The day that our five-year engagement suddenly snapped closed in what could only be a miraculous triumph of the Father's kindness and faithfulness. 

The morning in the garden when I realized and felt the Father's love for me.

The day that my baby came into the world and lay in my aching arms. 

Those days . . . 

And there are those times when all of a sudden, after long hours, days, months, years of plodding and praying and fearing and wondering and listening, when the Lord breaks through and we see His hand working where we hadn't seen it before. 

Some area of obedience, where we have listened to the Spirit's voice, maybe in praying for an unsaved loved one or friend, maybe in an area that we are learning faithfulness and self-control, maybe a breakthrough in our prayer life--our Baal Perizim where we suddenly "see" the hand of the Lord in a fresh way blessing the obedience that we offered through His Spirit. 

A moment like this came quietly for me a little while ago. Not like a gust of power or wind, but quietly and I saw the Lord's hand.  One of my favorite quotes is of the Baptist missionary William Carey. When asked about the "secret" to his "success" with missions, he answered that he "could plod." He could continue year after year after year in a given pursuit without "giving up," (even when there were no visible results) when he knew that the work was of God. 

After my baby was born and when I began to bring her to church, I felt led to keep her with me through the worship service--to teach her slowly from when she was very little to be able to eventually sit quietly in the worship service with the intent of worshiping together as a family through the entire service. (I bring this up as a situation in which the Lord taught me to "plod" in an area that I felt He desired for me to obey Him in--not as a form for every family/person to follow. Although I believe that worshiping as a family is important, the Lord can lead different families in different ways in this area, and it is between them and the Lord to determine the individual course that He would have their family take. The important thing is that a family is walking with and listening to the Lord and that their desire is toward true worship. Obviously, this may take a different form for a larger family or for a family with a toddler and an infant, for a single mother, and so on.) 

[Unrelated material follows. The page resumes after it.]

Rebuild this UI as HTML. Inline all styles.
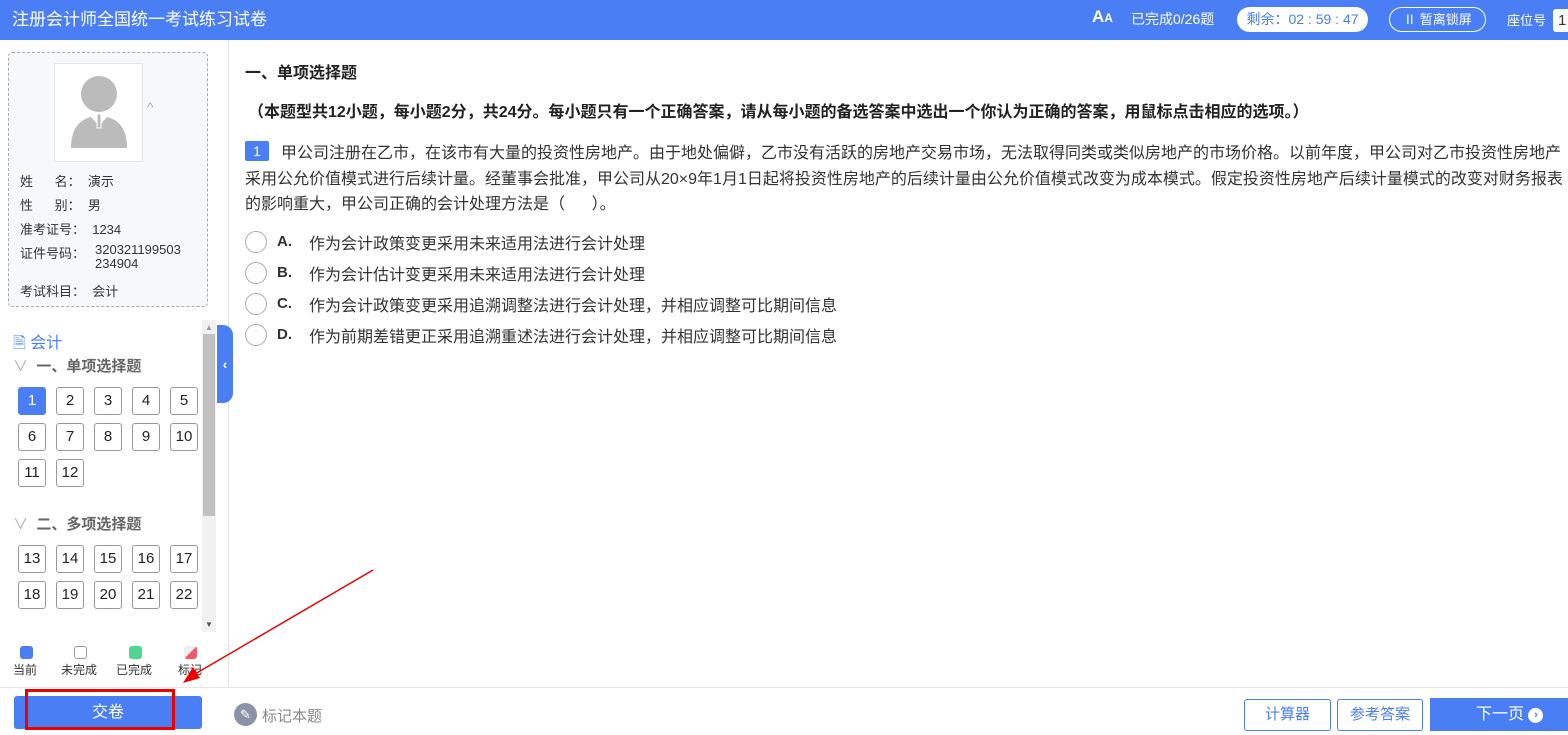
<!DOCTYPE html>
<html><head><meta charset="utf-8"><style>
*{margin:0;padding:0;box-sizing:border-box}
body{width:1568px;height:735px;overflow:hidden;position:relative;background:#fff;font-family:"Liberation Sans","Noto Sans CJK SC",sans-serif;color:#333}
.hdr{position:absolute;left:0;top:0;width:1568px;height:40px;background:#4a7ef5;color:#fff}
.abs{position:absolute;white-space:nowrap}
.left{position:absolute;left:0;top:40px;width:229px;height:647px;background:#fff;border-right:1px solid #e4e4e4}
.card{position:absolute;left:8px;top:12px;width:200px;height:255px;border:1px dashed #aaa;border-radius:4px;background:#f7f8fa}
.info{position:absolute;left:11px;font-size:13px;color:#333}
.nb{position:absolute;width:28px;height:28px;border:1px solid #999;border-radius:3px;font-size:15px;text-align:center;line-height:26px;color:#222;background:#fff}
.nb.cur{background:#4a7ef5;border-color:#4a7ef5;color:#fff}
.q{position:absolute;left:245px;font-size:16px;color:#333;white-space:nowrap}
.opt{position:absolute;left:245px;font-size:16px;color:#333;white-space:nowrap;height:20px}
.opt .c{position:absolute;left:0;top:-2px;width:22px;height:22px;border:1px solid #aaa;border-radius:50%}
.opt b{position:absolute;left:32px;top:0;font-weight:bold;font-size:15px}
.opt span{position:absolute;left:64px;top:-3px}
</style></head><body>
<div class="hdr">
<div class="abs" style="left:12px;top:5px;font-size:17px">注册会计师全国统一考试练习试卷</div>
<div class="abs" style="left:1092px;top:7px;font-size:17px;font-weight:bold">A<span style="font-size:12px">A</span></div>
<div class="abs" style="left:1131px;top:9px;font-size:14px">已完成0/26题</div>
<div class="abs" style="left:1237px;top:7px;width:131px;height:25px;background:#fff;border-radius:13px;color:#4a7ef5;font-size:14px;line-height:25px;text-align:center">剩余：02 : 59 : 47</div>
<div class="abs" style="left:1389px;top:7px;width:97px;height:25px;border:1px solid #fff;border-radius:13px;font-size:13px;line-height:23px;text-align:center">Ⅱ 暂离锁屏</div>
<div class="abs" style="left:1507px;top:10px;font-size:13px">座位号</div>
<div class="abs" style="left:1553px;top:9px;width:20px;height:23px;background:#fff;border-radius:3px;color:#333;font-size:15px;line-height:23px;padding-left:5px">1</div>
</div>
<div class="left">
<div class="card">
<div class="abs" style="left:45px;top:10px;width:89px;height:99px;background:#fff;border:1px solid #e6e6e6">
<svg width="89" height="99" viewBox="0 0 89 99"><circle cx="44" cy="30" r="18" fill="#bbb"/><path d="M16 84 Q16 58 36 53 L44 62 L52 53 Q72 58 72 84Z" fill="#bbb"/><rect x="42" y="50" width="4" height="14" fill="#bbb" stroke="#fff" stroke-width="1"/></svg></div>
<div class="abs" style="left:138px;top:46px;color:#aaa;font-size:14px">^</div>
<div class="info" style="top:118px">姓&nbsp;&nbsp;&nbsp;&nbsp;&nbsp;&nbsp;名：&nbsp;&nbsp;演示</div>
<div class="info" style="top:142px">性&nbsp;&nbsp;&nbsp;&nbsp;&nbsp;&nbsp;别：&nbsp;&nbsp;男</div>
<div class="info" style="top:166px">准考证号：&nbsp;&nbsp;1234</div>
<div class="info" style="top:190px">证件号码：</div>
<div class="info" style="left:86px;top:190px;line-height:14px">320321199503<br>234904</div>
<div class="info" style="top:228px">考试科目：&nbsp;&nbsp;会计</div>
</div>
<div class="abs" style="left:13px;top:289px;color:#4a7ef5;font-size:16px">🗎 会计</div>
<div class="abs" style="left:13px;top:315px;color:#666;font-size:15px;font-weight:bold"><span style="color:#aaa;font-weight:normal">∨</span>&nbsp; 一、单项选择题</div>
<div class="abs" style="left:13px;top:473px;color:#666;font-size:15px;font-weight:bold"><span style="color:#aaa;font-weight:normal">∨</span>&nbsp; 二、多项选择题</div>
<div class="abs" style="left:202px;top:280px;width:14px;height:312px;background:#f1f1f1"></div>
<div class="abs" style="left:203px;top:294px;width:12px;height:182px;background:#c1c1c1"></div>
<div class="abs" style="left:205px;top:283px;font-size:8px;color:#999">▲</div>
<div class="abs" style="left:205px;top:580px;font-size:8px;color:#555">▼</div>
<div class="abs" style="left:20px;top:606px;width:13px;height:13px;background:#4a7ef5;border-radius:3px"></div>
<div class="abs" style="left:74px;top:606px;width:13px;height:13px;border:1px solid #999;border-radius:3px"></div>
<div class="abs" style="left:129px;top:606px;width:13px;height:13px;background:#4cd68f;border-radius:3px"></div>
<div class="abs" style="left:184px;top:606px;width:13px;height:13px;border-radius:3px;background:linear-gradient(135deg,#eee 50%,#f05a6a 50%)"></div>
<div class="abs" style="left:13px;top:621px;font-size:12px">当前</div>
<div class="abs" style="left:61px;top:621px;font-size:12px">未完成</div>
<div class="abs" style="left:116px;top:621px;font-size:12px">已完成</div>
<div class="abs" style="left:178px;top:621px;font-size:12px">标记</div>
</div>
<div class="nb cur" style="left:18px;top:387px">1</div><div class="nb" style="left:56px;top:387px">2</div><div class="nb" style="left:94px;top:387px">3</div><div class="nb" style="left:132px;top:387px">4</div><div class="nb" style="left:170px;top:387px">5</div>
<div class="nb" style="left:18px;top:423px">6</div><div class="nb" style="left:56px;top:423px">7</div><div class="nb" style="left:94px;top:423px">8</div><div class="nb" style="left:132px;top:423px">9</div><div class="nb" style="left:170px;top:423px">10</div>
<div class="nb" style="left:18px;top:459px">11</div><div class="nb" style="left:56px;top:459px">12</div>
<div class="nb" style="left:18px;top:545px">13</div><div class="nb" style="left:56px;top:545px">14</div><div class="nb" style="left:94px;top:545px">15</div><div class="nb" style="left:132px;top:545px">16</div><div class="nb" style="left:170px;top:545px">17</div>
<div class="nb" style="left:18px;top:581px">18</div><div class="nb" style="left:56px;top:581px">19</div><div class="nb" style="left:94px;top:581px">20</div><div class="nb" style="left:132px;top:581px">21</div><div class="nb" style="left:170px;top:581px">22</div>
<div class="abs" style="left:217px;top:325px;width:16px;height:78px;background:#4a7ef5;border-radius:0 10px 10px 0;color:#fff;font-size:14px;line-height:78px;text-align:center;font-weight:bold">‹</div>
<div class="abs" style="left:245px;top:59px;font-size:16px;font-weight:bold;color:#222">一、单项选择题</div>
<div class="abs" style="left:248px;top:98px;font-size:16px;font-weight:bold;color:#222">（本题型共12小题，每小题2分，共24分。每小题只有一个正确答案，请从每小题的备选答案中选出一个你认为正确的答案，用鼠标点击相应的选项。）</div>
<div class="abs" style="left:245px;top:141px;width:24px;height:20px;background:#4a7ef5;color:#fff;font-size:14px;text-align:center;line-height:20px;border-radius:2px">1</div>
<div class="q" style="top:139px;left:281px">甲公司注册在乙市，在该市有大量的投资性房地产。由于地处偏僻，乙市没有活跃的房地产交易市场，无法取得同类或类似房地产的市场价格。以前年度，甲公司对乙市投资性房地产</div>
<div class="q" style="top:165px">采用公允价值模式进行后续计量。经董事会批准，甲公司从20×9年1月1日起将投资性房地产的后续计量由公允价值模式改变为成本模式。假定投资性房地产后续计量模式的改变对财务报表</div>
<div class="q" style="top:190px">的影响重大，甲公司正确的会计处理方法是（&nbsp;&nbsp;&nbsp;&nbsp;&nbsp;&nbsp;）。</div>
<div class="opt" style="top:233px"><i class="c"></i><b>A.</b><span>作为会计政策变更采用未来适用法进行会计处理</span></div>
<div class="opt" style="top:264px"><i class="c"></i><b>B.</b><span>作为会计估计变更采用未来适用法进行会计处理</span></div>
<div class="opt" style="top:295px"><i class="c"></i><b>C.</b><span>作为会计政策变更采用追溯调整法进行会计处理，并相应调整可比期间信息</span></div>
<div class="opt" style="top:326px"><i class="c"></i><b>D.</b><span>作为前期差错更正采用追溯重述法进行会计处理，并相应调整可比期间信息</span></div>
<div class="abs" style="left:0;top:687px;width:1568px;height:48px;border-top:1px solid #e6e6e6;background:#fff"></div>
<div class="abs" style="left:14px;top:696px;width:188px;height:33px;background:#4a7ef5;border-radius:3px;color:#fff;font-size:16px;text-align:center;line-height:33px">交卷</div>
<div class="abs" style="left:25px;top:689px;width:150px;height:41px;border:3px solid #e00"></div>
<div class="abs" style="left:234px;top:703px;width:23px;height:23px;background:#8a93a8;border-radius:50%;color:#fff;font-size:13px;text-align:center;line-height:23px">✎</div>
<div class="abs" style="left:262px;top:705px;font-size:15px;color:#888">标记本题</div>
<div class="abs" style="left:1244px;top:699px;width:87px;height:32px;border:1px solid #4a7ef5;border-radius:3px;color:#4a7ef5;font-size:15px;text-align:center;line-height:30px">计算器</div>
<div class="abs" style="left:1337px;top:699px;width:86px;height:32px;border:1px solid #4a7ef5;border-radius:3px;color:#4a7ef5;font-size:15px;text-align:center;line-height:30px">参考答案</div>
<div class="abs" style="left:1430px;top:698px;width:140px;height:33px;background:#4a7ef5;color:#fff;font-size:16px;line-height:33px;padding-left:46px">下一页 <span style="display:inline-block;width:15px;height:15px;background:#fff;border-radius:50%;color:#4a7ef5;font-size:11px;line-height:15px;text-align:center;font-weight:bold;vertical-align:1px">›</span></div>
<svg class="abs" style="left:0;top:0" width="1568" height="735"><line x1="373" y1="570" x2="195" y2="674" stroke="#e00" stroke-width="1.5"/><polygon points="183,683 193,667 200,678" fill="#e00"/></svg>
</body></html>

At any rate, I believed that the Lord had laid this particular course of obedience upon my heart in my individual circumstances. Week after week I sat in the back of the church and kept my baby and now toddler with me during the time when the worship service was held. At first, I had to go in and out of the sanctuary many times when she was fussy, noisy, etc. But as time wore on, she began to sit for longer periods of time through the beginning of the service, before the sermon was given. When the Pastor began speaking (usually a good 45-minute sermon or so) I took my daughter into the foyer, right outside the sanctuary and sat there on a folding chair with her as if we were still sitting in the worship service and where I could faintly hear the sermon. Again, at first, we could only sit outside for a few minutes, but as the weeks wore on, we have been able to sit quietly for longer periods of time (aided by a snack, and the Lord's mercy--with quite a few "ups and downs" :-)). 

It struck me the other week, that Debbie finally seemed to understand (in her age-appropriate way) that we are quiet when we worship and that different behavior is expected of us in church than during playtime, time at home, etc. She is becoming more interested in the hymns as I point them out to her and direct her focus on what is going on around her. She looks at the Bible when we read it and understands that something "different" is happening. She is increasingly more attentive to the different parts of the service. 


When I am no longer able to keep Debbie quiet in the foyer, we go to a quiet room somewhere else in the church and again I speak softly to her and we do "quiet" activities together until we hear the last hymn being sung. I'm trying to impress upon her the "spirit" of worshiping the Lord with other believers in the way that I feel that the Lord has led me--and of course, He may lead someone else in a completely different way.

But I say this to illustrate the principle of "plodding" in an area where the Lord is drawing your heart toward some particular step of obedience. Many weeks, I felt like "Why am I doing this? Why am I putting so much energy and effort into this?" And some weeks my daughter is not as attentive and sometimes she's distracted, and I've felt discouraged. But I want to teach her this principle of "worship," and so I plod on . . . 

And then, all of a sudden, it seemed, the Lord showed me that He was blessing this obedience. I noticed a small change in Debbie, and my heart was glad in Him and in what He had done through simple, plodding obedience. 

For some reason, the Lord has continually impressed that principle on my heart, that is, the principle of "plodding." For years I walked for exercise, day, after day after day in sunny weather or bad, usually going along the same route for months and months. This, in some kind of a "practical" way taught me how to "plod," something that I've needed to learn in my life. The simple act of day after day doing the same activity was building not only a physical, but also a mental endurance and stamina in my person that has helped me in my walk with the Lord.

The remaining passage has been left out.